My published research, “AI-Powered Enterprise Growth Strategy Models for Sustainable Marketing Business Expansion”, showed that AI capability maturity significantly enhanced customer intelligence, operational efficiency, innovation velocity, and strategic agility. These together influenced sustainable growth expansion.
I also think that too many organizations are still focused on optimizing the “last mile,” like better messaging, better recommendations, better personalization. They should instead be redesigning the entire growth function.
The enterprises building durable advantages are way ahead of automating isolated touch points. They’re rethinking how customer intelligence flows through the full organization.
What do you want your work to contribute to how enterprises think about growth?
Dineth: My goal is to contribute to a broader shift in how enterprises think about growth itself. Historically, organizations have treated retention, customer intelligence, lifecycle management, and revenue operations as separate departmental responsibilities. I believe the future belongs to enterprises that treat them as integrated systems running inside a unified intelligence architecture.

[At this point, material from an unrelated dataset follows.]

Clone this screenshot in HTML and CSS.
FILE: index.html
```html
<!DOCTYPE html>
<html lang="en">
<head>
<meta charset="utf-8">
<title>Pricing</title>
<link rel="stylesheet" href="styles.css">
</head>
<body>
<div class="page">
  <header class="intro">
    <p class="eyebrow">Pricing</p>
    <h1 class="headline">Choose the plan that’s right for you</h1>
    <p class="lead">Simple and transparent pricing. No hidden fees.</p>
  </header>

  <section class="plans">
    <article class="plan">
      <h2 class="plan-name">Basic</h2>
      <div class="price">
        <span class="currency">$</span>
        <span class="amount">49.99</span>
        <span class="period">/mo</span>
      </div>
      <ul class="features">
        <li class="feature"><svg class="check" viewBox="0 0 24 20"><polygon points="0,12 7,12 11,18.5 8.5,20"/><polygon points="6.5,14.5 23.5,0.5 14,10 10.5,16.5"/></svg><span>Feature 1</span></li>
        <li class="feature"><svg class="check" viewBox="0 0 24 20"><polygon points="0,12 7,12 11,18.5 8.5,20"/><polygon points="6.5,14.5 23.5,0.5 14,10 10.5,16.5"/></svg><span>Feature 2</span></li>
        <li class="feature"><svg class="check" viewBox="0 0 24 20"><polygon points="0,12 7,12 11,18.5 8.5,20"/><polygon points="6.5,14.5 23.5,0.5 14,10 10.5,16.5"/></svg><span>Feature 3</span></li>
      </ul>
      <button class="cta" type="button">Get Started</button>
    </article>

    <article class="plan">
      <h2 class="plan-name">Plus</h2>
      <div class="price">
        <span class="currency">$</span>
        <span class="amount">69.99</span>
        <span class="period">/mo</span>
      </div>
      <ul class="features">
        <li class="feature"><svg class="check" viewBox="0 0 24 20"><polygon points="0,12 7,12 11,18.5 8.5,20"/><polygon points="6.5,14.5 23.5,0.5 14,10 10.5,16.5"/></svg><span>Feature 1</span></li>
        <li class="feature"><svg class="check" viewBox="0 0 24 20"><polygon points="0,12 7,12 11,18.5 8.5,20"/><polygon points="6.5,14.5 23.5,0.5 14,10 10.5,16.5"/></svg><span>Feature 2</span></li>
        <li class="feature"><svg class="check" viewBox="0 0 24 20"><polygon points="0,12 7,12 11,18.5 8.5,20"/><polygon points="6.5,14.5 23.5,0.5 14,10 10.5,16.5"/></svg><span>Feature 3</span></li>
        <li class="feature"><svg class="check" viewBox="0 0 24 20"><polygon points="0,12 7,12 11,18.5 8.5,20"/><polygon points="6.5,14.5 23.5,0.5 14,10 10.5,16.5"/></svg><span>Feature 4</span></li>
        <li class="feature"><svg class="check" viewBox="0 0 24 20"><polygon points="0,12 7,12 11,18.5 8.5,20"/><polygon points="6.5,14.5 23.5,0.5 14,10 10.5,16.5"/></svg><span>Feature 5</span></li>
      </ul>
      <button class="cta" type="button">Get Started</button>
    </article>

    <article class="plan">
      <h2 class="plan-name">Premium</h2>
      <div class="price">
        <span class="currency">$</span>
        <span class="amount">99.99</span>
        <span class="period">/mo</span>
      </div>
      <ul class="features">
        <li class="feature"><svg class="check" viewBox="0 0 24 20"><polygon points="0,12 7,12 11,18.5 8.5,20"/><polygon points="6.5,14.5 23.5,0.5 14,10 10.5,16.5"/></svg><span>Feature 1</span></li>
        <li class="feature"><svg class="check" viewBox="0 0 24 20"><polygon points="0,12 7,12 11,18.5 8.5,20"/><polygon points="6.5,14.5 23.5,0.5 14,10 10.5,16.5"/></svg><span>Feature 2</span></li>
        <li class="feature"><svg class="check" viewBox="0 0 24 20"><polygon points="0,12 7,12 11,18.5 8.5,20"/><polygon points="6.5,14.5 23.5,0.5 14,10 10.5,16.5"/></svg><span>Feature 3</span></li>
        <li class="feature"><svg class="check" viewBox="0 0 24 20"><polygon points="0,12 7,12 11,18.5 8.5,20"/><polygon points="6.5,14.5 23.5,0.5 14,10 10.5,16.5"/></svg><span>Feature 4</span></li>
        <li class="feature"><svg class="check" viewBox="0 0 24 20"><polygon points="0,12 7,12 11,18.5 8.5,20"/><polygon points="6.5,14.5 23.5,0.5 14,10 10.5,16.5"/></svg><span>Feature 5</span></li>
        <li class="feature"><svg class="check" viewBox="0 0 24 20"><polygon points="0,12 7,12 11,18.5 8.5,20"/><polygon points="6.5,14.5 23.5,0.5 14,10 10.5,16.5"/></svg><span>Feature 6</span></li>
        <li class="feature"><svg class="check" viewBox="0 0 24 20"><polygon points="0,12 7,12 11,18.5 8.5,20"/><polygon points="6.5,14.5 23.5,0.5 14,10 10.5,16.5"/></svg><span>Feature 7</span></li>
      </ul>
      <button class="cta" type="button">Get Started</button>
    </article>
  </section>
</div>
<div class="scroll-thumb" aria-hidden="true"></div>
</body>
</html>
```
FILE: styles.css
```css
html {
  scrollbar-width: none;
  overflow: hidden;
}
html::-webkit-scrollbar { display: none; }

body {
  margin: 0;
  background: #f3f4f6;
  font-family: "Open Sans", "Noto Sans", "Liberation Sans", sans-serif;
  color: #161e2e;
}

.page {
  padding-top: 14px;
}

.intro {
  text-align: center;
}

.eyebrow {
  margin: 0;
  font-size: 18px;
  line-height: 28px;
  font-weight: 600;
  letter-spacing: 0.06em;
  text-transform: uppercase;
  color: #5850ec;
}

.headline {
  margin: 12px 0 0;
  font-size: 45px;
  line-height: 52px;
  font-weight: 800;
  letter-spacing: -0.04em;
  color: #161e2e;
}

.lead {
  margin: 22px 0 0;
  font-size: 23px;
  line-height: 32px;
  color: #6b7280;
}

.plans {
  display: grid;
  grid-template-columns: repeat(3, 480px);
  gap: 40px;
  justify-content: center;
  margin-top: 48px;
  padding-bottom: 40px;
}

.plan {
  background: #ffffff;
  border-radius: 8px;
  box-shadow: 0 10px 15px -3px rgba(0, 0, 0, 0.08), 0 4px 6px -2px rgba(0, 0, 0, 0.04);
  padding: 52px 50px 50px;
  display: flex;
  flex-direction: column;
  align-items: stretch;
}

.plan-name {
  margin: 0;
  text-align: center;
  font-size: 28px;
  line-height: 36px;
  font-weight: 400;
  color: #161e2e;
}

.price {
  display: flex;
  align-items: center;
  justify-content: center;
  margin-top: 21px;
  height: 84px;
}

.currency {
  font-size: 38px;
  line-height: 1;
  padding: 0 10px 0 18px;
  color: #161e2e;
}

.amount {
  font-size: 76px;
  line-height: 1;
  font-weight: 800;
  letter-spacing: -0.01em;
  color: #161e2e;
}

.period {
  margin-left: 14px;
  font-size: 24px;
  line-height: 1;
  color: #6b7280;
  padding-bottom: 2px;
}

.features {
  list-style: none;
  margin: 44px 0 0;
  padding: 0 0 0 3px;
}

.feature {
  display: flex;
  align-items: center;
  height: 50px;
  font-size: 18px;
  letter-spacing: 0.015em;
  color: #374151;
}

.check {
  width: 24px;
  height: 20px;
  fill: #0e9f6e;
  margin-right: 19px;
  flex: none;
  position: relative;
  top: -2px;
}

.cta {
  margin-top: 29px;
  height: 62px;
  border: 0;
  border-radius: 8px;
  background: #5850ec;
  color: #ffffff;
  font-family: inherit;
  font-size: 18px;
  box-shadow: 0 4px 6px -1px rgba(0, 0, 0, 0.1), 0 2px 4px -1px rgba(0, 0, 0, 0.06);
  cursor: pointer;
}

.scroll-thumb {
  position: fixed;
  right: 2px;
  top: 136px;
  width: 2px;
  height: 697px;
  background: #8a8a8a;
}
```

A big part of my work right now is helping organizations move away from optimization-centric thinking and toward outcome-centric design.
Instead of asking how to improve isolated workflows, the more important question is: how do we architect intelligent enterprise systems that can continuously adapt, coordinate execution, and compound learning?
I also hope the industry moves toward more responsible, governance-aware AI adoption. As enterprises become more dependent on predictive systems, the conversation must expand beyond growth acceleration to include resilience, accountability, and strategic sustainability. The organizations that succeed long-term will be building the most coherent intelligence infrastructures.
More broadly, I hope the work helps establish a framework in which AI orchestrates the full business lifecycle, from research to execution to optimization. That's the shift that could fundamentally redefine how enterprises grow over the next decade.